#### STATED PROBLEM:
Leave out any picture and return the remaining listing below exactly as given.

[SUPPLIED MATERIAL start]

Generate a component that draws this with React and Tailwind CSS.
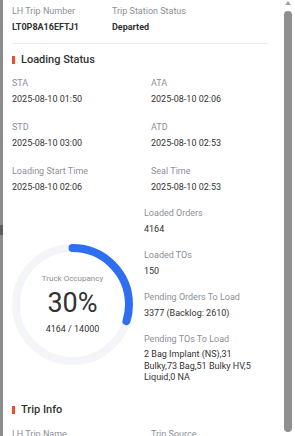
import React from 'react';

function Field({ label, value, bold }) {
    return (
        <div>
            <div className="text-[9px] leading-[12px] text-[#8b9099]">{label}</div>
            <div className={`mt-1 text-[9px] leading-[12px] text-[#333] ${bold ? 'font-bold' : ''}`}>{value}</div>
        </div>
    );
}

function SectionTitle({ children }) {
    return (
        <div className="flex items-center gap-[6px]">
            <span className="h-[8px] w-[3px] bg-[#ee4d2d]" />
            <span className="text-[11px] leading-[14px] font-medium text-[#333]">{children}</span>
        </div>
    );
}

function Occupancy({ loaded, capacity }) {
    const pct = loaded / capacity;
    const r = 56.5;
    const c = 2 * Math.PI * r;
    return (
        <div className="relative h-[121px] w-[121px]">
            <svg width="121" height="121" viewBox="0 0 121 121" className="-rotate-90">
                <circle cx="60.5" cy="60.5" r={r} fill="none" stroke="#f3f5f9" strokeWidth="8" />
                <circle
                    cx="60.5"
                    cy="60.5"
                    r={r}
                    fill="none"
                    stroke="#2e6ff2"
                    strokeWidth="8"
                    strokeLinecap="round"
                    style={{ strokeDasharray: `${c * pct} ${c}` }}
                />
            </svg>
            <div className="absolute inset-0 flex flex-col items-center justify-center">
                <div className="text-[8px] leading-[10px] text-[#8b9099]">Truck Occupancy</div>
                <div className="mt-1 text-[27px] leading-[30px] text-[#333]">30%</div>
                <div className="mt-[5px] text-[9px] leading-[12px] text-[#333]">4164 / 14000</div>
            </div>
        </div>
    );
}

export default function App() {
    return (
        <div className="flex h-[436px] w-[295px] overflow-hidden bg-white font-['Roboto',sans-serif]">
            <div className="flex w-[3px] flex-col bg-[#8c8c8c]">
                <div className="h-[225px]" />
                <div className="h-[10px] bg-[#5c5c5c]" />
            </div>

            <div className="flex-1 pl-[9px] pr-[15px] pt-[5px]">
                <div className="grid grid-cols-[100px_1fr]">
                    <Field label="LH Trip Number" value="LT0P8A16EFTJ1" bold />
                    <Field label="Trip Station Status" value="Departed" bold />
                </div>

                <div className="mt-[10px] h-px bg-[#ebebeb]" />

                <div className="mt-[9px]">
                    <SectionTitle>Loading Status</SectionTitle>
                </div>

                <div className="mt-[10px] grid grid-cols-[139px_1fr] gap-y-4">
                    <Field label="STA" value="2025-08-10 01:50" />
                    <Field label="ATA" value="2025-08-10 02:06" />
                    <Field label="STD" value="2025-08-10 03:00" />
                    <Field label="ATD" value="2025-08-10 02:53" />
                    <Field label="Loading Start Time" value="2025-08-10 02:06" />
                    <Field label="Seal Time" value="2025-08-10 02:53" />
                </div>

                <div className="mt-[14px] flex">
                    <div className="w-[132px] pt-[37px]">
                        <Occupancy loaded={4164} capacity={14000} />
                    </div>
                    <div className="flex w-[116px] flex-col gap-[14px]">
                        <Field label="Loaded Orders" value="4164" />
                        <Field label="Loaded TOs" value="150" />
                        <Field label="Pending Orders To Load" value="3377 (Backlog: 2610)" />
                        <div>
                            <div className="text-[9px] leading-[12px] text-[#8b9099]">Pending TOs To Load</div>
                            <div className="mt-1 text-[9px] leading-[11.5px] text-[#333]">
                                2 Bag Implant (NS),31 Bulky,73 Bag,51 Bulky HV,5 Liquid,0 NA
                            </div>
                        </div>
                    </div>
                </div>

                <div className="mt-[19px]">
                    <SectionTitle>Trip Info</SectionTitle>
                </div>

                <div className="mt-[11px] grid grid-cols-[139px_1fr]">
                    <Field label="LH Trip Name" value="" />
                    <Field label="Trip Source" value="" />
                </div>
            </div>

            <div className="flex w-[12px] flex-col pl-px">
                <div className="ml-px mt-px h-0 w-0 border-x-[3.5px] border-b-[4px] border-x-transparent border-b-[#a0a0a0]" />
                <div className="mt-[6px] h-[421px] w-[8px] rounded-full bg-[#8f8f8f]" />
            </div>
        </div>
    );
}
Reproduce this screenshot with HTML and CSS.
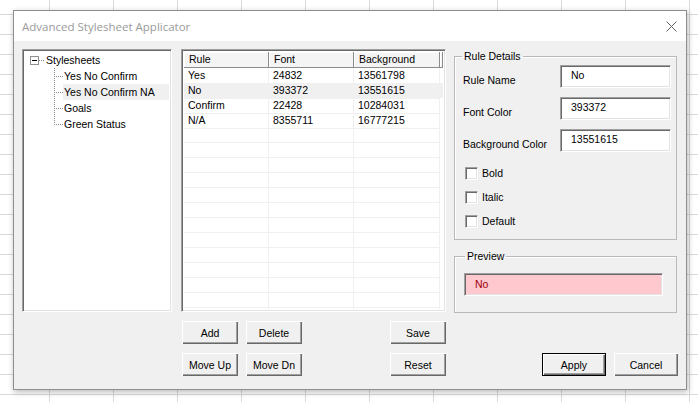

[SUPPLIED MATERIAL end]

#### TASK SOLUTION:
Generate a component that draws this with React and Tailwind CSS.
import React from 'react';

function Field({ label, value, bold }) {
    return (
        <div>
            <div className="text-[9px] leading-[12px] text-[#8b9099]">{label}</div>
            <div className={`mt-1 text-[9px] leading-[12px] text-[#333] ${bold ? 'font-bold' : ''}`}>{value}</div>
        </div>
    );
}

function SectionTitle({ children }) {
    return (
        <div className="flex items-center gap-[6px]">
            <span className="h-[8px] w-[3px] bg-[#ee4d2d]" />
            <span className="text-[11px] leading-[14px] font-medium text-[#333]">{children}</span>
        </div>
    );
}

function Occupancy({ loaded, capacity }) {
    const pct = loaded / capacity;
    const r = 56.5;
    const c = 2 * Math.PI * r;
    return (
        <div className="relative h-[121px] w-[121px]">
            <svg width="121" height="121" viewBox="0 0 121 121" className="-rotate-90">
                <circle cx="60.5" cy="60.5" r={r} fill="none" stroke="#f3f5f9" strokeWidth="8" />
                <circle
                    cx="60.5"
                    cy="60.5"
                    r={r}
                    fill="none"
                    stroke="#2e6ff2"
                    strokeWidth="8"
                    strokeLinecap="round"
                    style={{ strokeDasharray: `${c * pct} ${c}` }}
                />
            </svg>
            <div className="absolute inset-0 flex flex-col items-center justify-center">
                <div className="text-[8px] leading-[10px] text-[#8b9099]">Truck Occupancy</div>
                <div className="mt-1 text-[27px] leading-[30px] text-[#333]">30%</div>
                <div className="mt-[5px] text-[9px] leading-[12px] text-[#333]">4164 / 14000</div>
            </div>
        </div>
    );
}

export default function App() {
    return (
        <div className="flex h-[436px] w-[295px] overflow-hidden bg-white font-['Roboto',sans-serif]">
            <div className="flex w-[3px] flex-col bg-[#8c8c8c]">
                <div className="h-[225px]" />
                <div className="h-[10px] bg-[#5c5c5c]" />
            </div>

            <div className="flex-1 pl-[9px] pr-[15px] pt-[5px]">
                <div className="grid grid-cols-[100px_1fr]">
                    <Field label="LH Trip Number" value="LT0P8A16EFTJ1" bold />
                    <Field label="Trip Station Status" value="Departed" bold />
                </div>

                <div className="mt-[10px] h-px bg-[#ebebeb]" />

                <div className="mt-[9px]">
                    <SectionTitle>Loading Status</SectionTitle>
                </div>

                <div className="mt-[10px] grid grid-cols-[139px_1fr] gap-y-4">
                    <Field label="STA" value="2025-08-10 01:50" />
                    <Field label="ATA" value="2025-08-10 02:06" />
                    <Field label="STD" value="2025-08-10 03:00" />
                    <Field label="ATD" value="2025-08-10 02:53" />
                    <Field label="Loading Start Time" value="2025-08-10 02:06" />
                    <Field label="Seal Time" value="2025-08-10 02:53" />
                </div>

                <div className="mt-[14px] flex">
                    <div className="w-[132px] pt-[37px]">
                        <Occupancy loaded={4164} capacity={14000} />
                    </div>
                    <div className="flex w-[116px] flex-col gap-[14px]">
                        <Field label="Loaded Orders" value="4164" />
                        <Field label="Loaded TOs" value="150" />
                        <Field label="Pending Orders To Load" value="3377 (Backlog: 2610)" />
                        <div>
                            <div className="text-[9px] leading-[12px] text-[#8b9099]">Pending TOs To Load</div>
                            <div className="mt-1 text-[9px] leading-[11.5px] text-[#333]">
                                2 Bag Implant (NS),31 Bulky,73 Bag,51 Bulky HV,5 Liquid,0 NA
                            </div>
                        </div>
                    </div>
                </div>

                <div className="mt-[19px]">
                    <SectionTitle>Trip Info</SectionTitle>
                </div>

                <div className="mt-[11px] grid grid-cols-[139px_1fr]">
                    <Field label="LH Trip Name" value="" />
                    <Field label="Trip Source" value="" />
                </div>
            </div>

            <div className="flex w-[12px] flex-col pl-px">
                <div className="ml-px mt-px h-0 w-0 border-x-[3.5px] border-b-[4px] border-x-transparent border-b-[#a0a0a0]" />
                <div className="mt-[6px] h-[421px] w-[8px] rounded-full bg-[#8f8f8f]" />
            </div>
        </div>
    );
}
Reproduce this screenshot with HTML and CSS.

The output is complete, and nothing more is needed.